▸ **Material shown**:
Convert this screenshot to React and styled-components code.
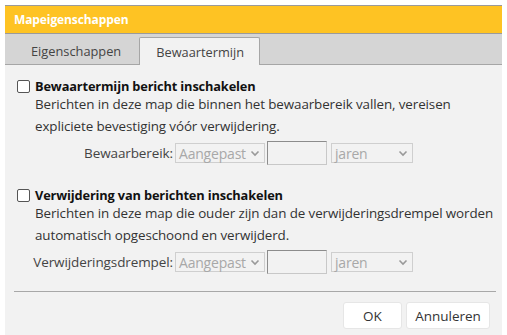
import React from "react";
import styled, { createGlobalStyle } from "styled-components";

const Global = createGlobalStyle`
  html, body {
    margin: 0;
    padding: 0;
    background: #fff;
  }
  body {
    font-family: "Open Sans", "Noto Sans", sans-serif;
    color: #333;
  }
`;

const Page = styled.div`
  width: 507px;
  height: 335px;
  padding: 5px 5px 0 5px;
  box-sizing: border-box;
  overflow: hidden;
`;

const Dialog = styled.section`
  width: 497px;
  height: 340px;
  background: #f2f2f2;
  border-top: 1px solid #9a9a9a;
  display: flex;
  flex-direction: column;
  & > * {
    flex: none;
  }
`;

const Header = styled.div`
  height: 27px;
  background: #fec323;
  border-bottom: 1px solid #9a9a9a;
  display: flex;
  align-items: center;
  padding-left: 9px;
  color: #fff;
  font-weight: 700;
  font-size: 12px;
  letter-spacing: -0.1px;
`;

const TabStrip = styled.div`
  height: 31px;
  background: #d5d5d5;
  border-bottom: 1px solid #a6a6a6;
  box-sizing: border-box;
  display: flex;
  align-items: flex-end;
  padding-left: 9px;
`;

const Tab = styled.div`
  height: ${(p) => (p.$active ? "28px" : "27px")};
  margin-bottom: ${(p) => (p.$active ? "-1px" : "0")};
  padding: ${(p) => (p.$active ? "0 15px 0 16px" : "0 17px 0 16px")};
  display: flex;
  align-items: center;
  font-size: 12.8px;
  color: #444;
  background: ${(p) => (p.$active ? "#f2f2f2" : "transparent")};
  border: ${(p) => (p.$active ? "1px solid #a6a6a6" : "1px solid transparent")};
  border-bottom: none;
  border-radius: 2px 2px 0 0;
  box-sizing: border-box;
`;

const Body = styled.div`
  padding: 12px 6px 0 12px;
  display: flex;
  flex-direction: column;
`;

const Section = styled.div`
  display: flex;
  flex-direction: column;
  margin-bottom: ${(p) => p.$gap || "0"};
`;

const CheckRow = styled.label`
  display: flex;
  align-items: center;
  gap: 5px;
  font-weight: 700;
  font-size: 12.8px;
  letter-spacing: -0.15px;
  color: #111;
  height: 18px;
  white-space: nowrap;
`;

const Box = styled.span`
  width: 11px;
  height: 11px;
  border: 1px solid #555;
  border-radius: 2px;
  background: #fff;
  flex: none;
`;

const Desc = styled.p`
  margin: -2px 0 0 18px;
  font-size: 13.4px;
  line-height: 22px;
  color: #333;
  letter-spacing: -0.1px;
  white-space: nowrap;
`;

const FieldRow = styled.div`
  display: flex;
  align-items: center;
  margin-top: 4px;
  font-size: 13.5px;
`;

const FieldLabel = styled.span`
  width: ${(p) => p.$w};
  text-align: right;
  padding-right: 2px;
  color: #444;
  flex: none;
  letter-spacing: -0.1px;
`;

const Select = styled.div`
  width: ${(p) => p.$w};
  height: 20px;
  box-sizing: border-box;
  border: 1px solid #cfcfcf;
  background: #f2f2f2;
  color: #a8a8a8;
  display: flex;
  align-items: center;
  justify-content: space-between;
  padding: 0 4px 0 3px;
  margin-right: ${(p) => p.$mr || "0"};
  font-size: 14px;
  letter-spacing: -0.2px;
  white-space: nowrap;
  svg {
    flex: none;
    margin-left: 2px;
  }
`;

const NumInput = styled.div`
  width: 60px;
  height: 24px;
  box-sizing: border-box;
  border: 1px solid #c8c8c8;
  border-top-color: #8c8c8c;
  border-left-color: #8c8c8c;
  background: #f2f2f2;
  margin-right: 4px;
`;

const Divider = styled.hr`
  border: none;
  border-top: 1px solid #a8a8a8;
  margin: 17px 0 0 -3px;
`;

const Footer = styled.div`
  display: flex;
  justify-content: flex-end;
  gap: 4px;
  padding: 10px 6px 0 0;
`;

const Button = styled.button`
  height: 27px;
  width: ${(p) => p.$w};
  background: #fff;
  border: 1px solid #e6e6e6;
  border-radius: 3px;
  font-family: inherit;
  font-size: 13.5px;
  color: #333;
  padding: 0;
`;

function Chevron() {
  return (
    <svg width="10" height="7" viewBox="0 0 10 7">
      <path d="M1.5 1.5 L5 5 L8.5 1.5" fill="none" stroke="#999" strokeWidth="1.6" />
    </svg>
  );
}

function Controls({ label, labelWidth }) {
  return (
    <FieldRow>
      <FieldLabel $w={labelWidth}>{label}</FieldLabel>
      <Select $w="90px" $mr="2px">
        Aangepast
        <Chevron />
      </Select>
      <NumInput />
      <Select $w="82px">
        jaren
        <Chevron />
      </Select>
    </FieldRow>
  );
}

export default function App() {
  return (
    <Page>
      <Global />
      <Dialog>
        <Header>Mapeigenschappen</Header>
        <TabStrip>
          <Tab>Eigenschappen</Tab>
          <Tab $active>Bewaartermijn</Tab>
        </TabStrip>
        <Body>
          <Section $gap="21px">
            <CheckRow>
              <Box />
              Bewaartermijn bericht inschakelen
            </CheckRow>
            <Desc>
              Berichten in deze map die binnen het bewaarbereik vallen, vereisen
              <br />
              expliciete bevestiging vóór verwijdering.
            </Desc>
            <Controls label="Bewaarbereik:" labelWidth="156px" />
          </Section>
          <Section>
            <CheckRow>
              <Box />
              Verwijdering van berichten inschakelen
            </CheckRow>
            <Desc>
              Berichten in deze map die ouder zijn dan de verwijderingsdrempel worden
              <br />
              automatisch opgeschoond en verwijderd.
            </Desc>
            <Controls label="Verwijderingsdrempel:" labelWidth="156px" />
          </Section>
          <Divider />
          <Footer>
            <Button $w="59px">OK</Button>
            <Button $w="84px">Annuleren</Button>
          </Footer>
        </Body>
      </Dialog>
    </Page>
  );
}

==

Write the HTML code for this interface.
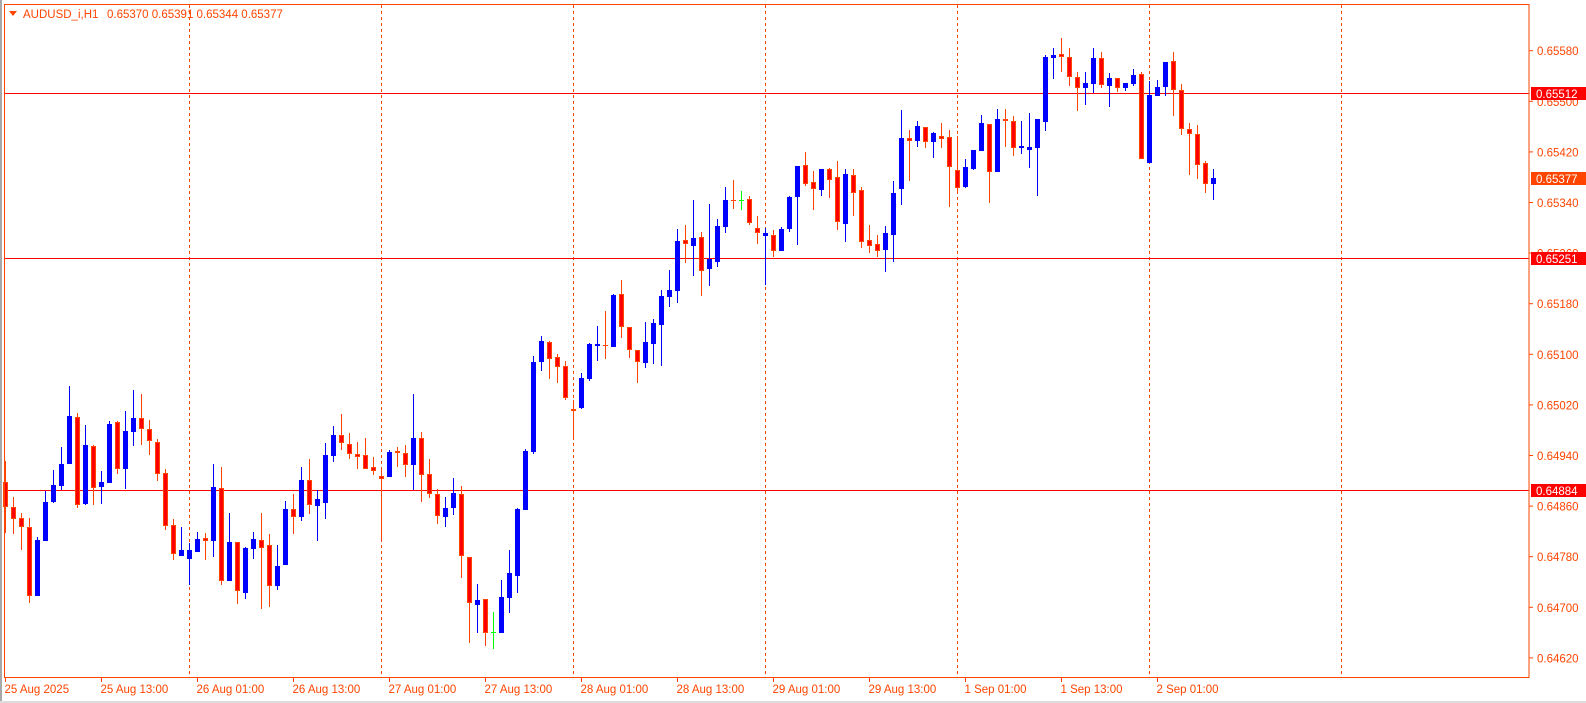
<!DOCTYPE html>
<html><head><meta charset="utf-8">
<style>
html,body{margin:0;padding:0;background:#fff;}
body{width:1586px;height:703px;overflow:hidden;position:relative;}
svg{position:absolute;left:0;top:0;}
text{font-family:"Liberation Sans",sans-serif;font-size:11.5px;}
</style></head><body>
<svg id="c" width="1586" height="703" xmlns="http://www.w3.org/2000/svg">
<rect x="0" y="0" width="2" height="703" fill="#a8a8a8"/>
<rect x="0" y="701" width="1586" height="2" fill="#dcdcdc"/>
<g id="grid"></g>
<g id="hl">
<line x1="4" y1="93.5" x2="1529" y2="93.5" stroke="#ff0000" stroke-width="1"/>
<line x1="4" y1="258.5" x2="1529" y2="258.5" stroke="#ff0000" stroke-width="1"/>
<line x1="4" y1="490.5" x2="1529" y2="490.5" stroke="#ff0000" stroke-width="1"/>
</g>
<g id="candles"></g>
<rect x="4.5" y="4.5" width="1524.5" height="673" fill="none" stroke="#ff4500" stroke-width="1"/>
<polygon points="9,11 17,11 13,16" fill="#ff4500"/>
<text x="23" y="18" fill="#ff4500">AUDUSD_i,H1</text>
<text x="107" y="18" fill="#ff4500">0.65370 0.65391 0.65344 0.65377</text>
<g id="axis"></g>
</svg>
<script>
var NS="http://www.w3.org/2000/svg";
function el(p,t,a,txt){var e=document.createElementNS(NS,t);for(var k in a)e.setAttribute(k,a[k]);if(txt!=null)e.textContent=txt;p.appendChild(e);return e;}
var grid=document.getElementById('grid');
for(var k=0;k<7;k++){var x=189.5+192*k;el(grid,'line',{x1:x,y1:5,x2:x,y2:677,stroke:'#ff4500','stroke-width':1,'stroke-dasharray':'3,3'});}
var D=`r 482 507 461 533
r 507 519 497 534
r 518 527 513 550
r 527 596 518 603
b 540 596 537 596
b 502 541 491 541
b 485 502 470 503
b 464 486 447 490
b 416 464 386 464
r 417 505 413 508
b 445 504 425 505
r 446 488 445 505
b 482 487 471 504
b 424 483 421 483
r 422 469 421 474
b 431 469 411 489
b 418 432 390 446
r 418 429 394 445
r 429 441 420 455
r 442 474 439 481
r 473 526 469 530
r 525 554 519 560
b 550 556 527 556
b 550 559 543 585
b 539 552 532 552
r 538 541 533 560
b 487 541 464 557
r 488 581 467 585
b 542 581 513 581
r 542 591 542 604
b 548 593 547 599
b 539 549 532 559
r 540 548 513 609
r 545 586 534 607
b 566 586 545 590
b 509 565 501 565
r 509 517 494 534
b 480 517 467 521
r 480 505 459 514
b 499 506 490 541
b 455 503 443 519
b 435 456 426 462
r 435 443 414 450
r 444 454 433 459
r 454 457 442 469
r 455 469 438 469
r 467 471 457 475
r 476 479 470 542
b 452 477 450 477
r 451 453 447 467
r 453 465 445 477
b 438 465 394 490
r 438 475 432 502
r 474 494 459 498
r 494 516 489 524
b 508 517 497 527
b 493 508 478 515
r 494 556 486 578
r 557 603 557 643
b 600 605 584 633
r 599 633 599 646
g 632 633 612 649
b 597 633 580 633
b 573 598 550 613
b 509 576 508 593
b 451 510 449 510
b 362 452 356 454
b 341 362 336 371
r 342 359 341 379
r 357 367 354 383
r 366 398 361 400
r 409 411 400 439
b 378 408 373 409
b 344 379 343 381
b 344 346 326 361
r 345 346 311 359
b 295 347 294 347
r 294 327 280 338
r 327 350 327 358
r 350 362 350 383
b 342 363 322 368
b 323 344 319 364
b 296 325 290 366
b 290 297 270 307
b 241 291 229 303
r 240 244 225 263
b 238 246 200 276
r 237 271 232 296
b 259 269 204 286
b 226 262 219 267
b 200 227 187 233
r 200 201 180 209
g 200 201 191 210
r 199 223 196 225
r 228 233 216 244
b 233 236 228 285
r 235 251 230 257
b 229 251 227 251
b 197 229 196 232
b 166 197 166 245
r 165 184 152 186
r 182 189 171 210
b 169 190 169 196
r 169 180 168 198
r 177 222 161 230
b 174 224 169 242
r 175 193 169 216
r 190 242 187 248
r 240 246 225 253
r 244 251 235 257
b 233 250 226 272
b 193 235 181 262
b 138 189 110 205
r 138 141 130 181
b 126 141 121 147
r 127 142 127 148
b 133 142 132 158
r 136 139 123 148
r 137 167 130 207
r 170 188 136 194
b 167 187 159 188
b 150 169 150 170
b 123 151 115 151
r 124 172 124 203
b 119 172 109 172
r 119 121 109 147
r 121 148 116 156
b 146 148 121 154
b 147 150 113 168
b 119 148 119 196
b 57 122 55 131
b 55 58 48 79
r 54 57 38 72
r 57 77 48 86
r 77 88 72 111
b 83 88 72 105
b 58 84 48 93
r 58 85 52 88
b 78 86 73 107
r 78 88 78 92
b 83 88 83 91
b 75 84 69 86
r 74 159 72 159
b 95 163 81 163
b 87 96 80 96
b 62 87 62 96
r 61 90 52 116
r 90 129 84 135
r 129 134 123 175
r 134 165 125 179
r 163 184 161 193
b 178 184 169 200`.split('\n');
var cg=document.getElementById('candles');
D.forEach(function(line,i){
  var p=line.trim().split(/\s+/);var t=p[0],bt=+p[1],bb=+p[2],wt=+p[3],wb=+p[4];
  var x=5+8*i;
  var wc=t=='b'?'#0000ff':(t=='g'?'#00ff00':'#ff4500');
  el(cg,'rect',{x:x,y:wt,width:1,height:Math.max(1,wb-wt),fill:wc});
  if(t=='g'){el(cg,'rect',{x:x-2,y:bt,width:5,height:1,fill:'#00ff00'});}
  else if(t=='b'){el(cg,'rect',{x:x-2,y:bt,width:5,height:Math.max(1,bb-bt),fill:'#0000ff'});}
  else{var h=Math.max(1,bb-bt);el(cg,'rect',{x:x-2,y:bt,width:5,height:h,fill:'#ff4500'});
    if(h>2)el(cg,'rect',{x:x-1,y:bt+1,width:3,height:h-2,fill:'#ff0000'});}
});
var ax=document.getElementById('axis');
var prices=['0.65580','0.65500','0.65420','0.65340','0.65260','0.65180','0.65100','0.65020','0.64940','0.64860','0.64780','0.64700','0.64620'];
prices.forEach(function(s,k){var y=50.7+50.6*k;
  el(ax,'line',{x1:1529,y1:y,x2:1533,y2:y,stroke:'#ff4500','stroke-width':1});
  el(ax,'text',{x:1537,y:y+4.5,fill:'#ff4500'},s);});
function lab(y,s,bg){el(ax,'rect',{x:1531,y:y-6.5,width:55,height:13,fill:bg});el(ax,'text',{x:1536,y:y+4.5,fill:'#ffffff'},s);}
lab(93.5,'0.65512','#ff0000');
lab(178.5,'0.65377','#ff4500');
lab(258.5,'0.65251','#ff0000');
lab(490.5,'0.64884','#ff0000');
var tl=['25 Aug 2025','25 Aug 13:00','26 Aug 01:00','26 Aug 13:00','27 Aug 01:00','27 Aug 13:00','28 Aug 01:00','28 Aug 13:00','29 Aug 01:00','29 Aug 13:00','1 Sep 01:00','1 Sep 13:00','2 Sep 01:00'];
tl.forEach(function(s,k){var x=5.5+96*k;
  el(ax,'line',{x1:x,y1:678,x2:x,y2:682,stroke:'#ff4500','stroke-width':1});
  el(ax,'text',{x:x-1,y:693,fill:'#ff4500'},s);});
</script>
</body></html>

▸ **To be done**: How many lines in these entries hold the string "React"? Answer with the number alone.

▸ **Correct response**: 2